Sarah Constantin’s “Cheat to Win” outlines an effective general strategy for life. Recognizing that many people have overbalanced in the direction of engaging with their personal and ideological opponents, she recommends the value of restricting to people who actually like who you are or what you’re doing.

But wait! Me go too far!

No, I mean… I’m really attracted to the idea. I think educated modern americans in general and rationalists in particular are way too willing to subject their most critical positions to attack, in the former case because of how engaged they are with the wider world, and in the latter case as a matter of principle.

But I have concerns. If you live in Berkeley, and are in the group that defend the rationalists-as-good-living-in-berkeley position, you’ve probably already overbalanced in this direction. Berkeley is the poster child for excessive bubbling. I don’t need to repeat the concerns the rationalist community has already expressed to itself.

Let’s say we’re talking about two social poles. Let’s call them open and closed. American gated communities are fully closed, and missionaries in North Korea are fully open. Got it? Cool.

For me, navigating the open/closed spectrum probably has much the same pattern as navigating the chaos/order spectrum, or the explore/exploit or child mind/adult mind dichotomies. Too much of either one is the end of all good things, and the best strategy is to move back and forth between the two poles depending on context. I accept that there’s a high cost to repeatedly re-calculating my trajectory, and I cheerfully pay that cost.

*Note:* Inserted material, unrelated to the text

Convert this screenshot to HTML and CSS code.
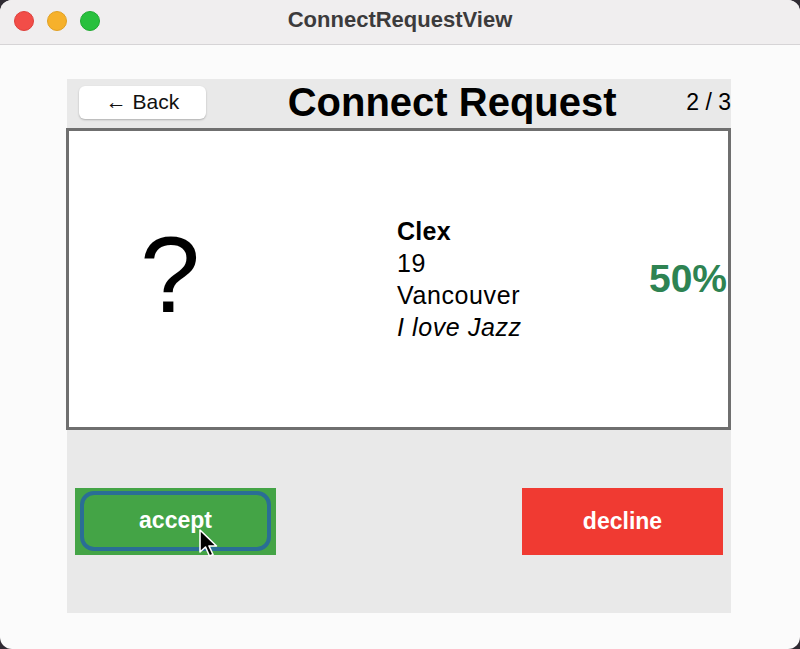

When I worked at Google News Search, I read about ten newspapers a day, and I was miserable. For a year or two, I have practiced a daily news blackout, catching up maybe once a month, sometimes reading sites like the Weekly Sift that exist to digest the news at a longer time scale than the day to day. I am much happier, and without much loss of engagement.

I think this is because the news (and by extension the open/closed spectrum) also fits a growth/maturity pattern. Engaging with the wider world is supremely useful as a formative experience and should happen a lot during some periods of your life. But once you’ve gained from the formative version of the experience, the returns diminish, and as Sarah herself says in comments, you can thrive with much less frequent updates.

But I also try pretty hard to maintain deep friendships across four natural barriers: country borders, political disagreement, differing subculture pursuits, and socioeconomic class. These friendships are expensive and I will keep them even at much greater than the current cost.

I think that if I had restricted myself to just my supporters in the last few years, I would have, for instance, felt like Hillary Clinton was bulletproof, and been floored and depressed by what happened, instead of prepared for it, and comfortable and productive. I would have missed out on all the ways my opinions have been refined by my most critical friends, and by strangers. I think bubbled people can easily find themselves enticed into toxic incentive gradients. I think having only supporters leaves you unable to reverse advice when necessary.

How do you know when to run towards the open pole, and when to run towards the closed pole? I’m not sure. But I can offer an easy first pass purely based on emotions.

Are you deeply miserable? Then run to the closed pole. Are you deeply comfortable, even smug? Then run to the open pole.

Of course, since this is my first post on lesserwrong, it constitutes an act of opening for me. So I’m hoping for all kinds of uncomfortable, growth inducing disagreement.